Un dirigeant de Sipa Press a aussi noté un grand changement dans les publications du nouveau groupe Altice Média (« L’Express », « Libération »…), propriété de Patrick Drahi, qui vient de s’offrir le premier groupe de télévision portugais. Le dirlo adjoint de Sipa, Mete Zihnioglu, le dit tout net : « Il y a un an, nous avions signé un accord de bonne conduite avec les médias au ministère de la Culture, mais nous avons toujours des problèmes. Avec Altice, on court toujours après les factures (…). Alors que Sipa est en procédure de sauvegarde et est en train de licencier six personnes. »

Impayé pour un rendu

Chloé Zanni, de l’agence Myop, est à l’origine d’une courageuse lettre ouverte aux mauvais payeurs, publiée le 19 décembre : « “L’Obs” nous a promis de régler toutes les factures depuis janvier au plus tard début juillet.

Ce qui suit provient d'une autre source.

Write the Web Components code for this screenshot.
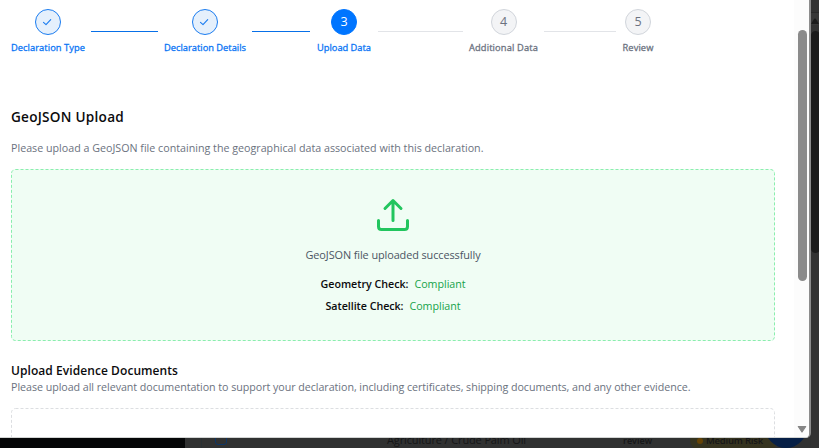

Nous n’avons rien vu venir… »

Serge Corre, patron d’une petite agence photo en Bretagne, Andia, a déjà dû licencier trois salariés sur neuf à cause des retards de paiement : « Quand Drahi a racheté “L’Express”, qui représente 30 % de mon chiffre d’affaires, tout a changé. Au début, son groupe nous a proposé de payer plus vite… si on acceptait de réduire la note ! J'ai dit non. »

Un patron de presse qui connaît la musique et ses nouveaux chefs d’orchestre conclut : « Le système Niel-Drahi consiste à acheter des journaux en deboursant le moins d’argent possible. » Et d’évoquer une négociation mémorable avec Niel : « La question qu’il posait systématiquement était : “Est-ce qu’on peut investir dans cette boîte sans mettre de cash ?” » Tout ça pour obtenir a bas coût une influence politique qui peut rapporter gros.

Les nouveaux rois des médias sont impayables. À quand une série de Canal sur leurs combines à zéro droit d’auteur ?

Dans le Canard enchaîné du 26 juillet 2017.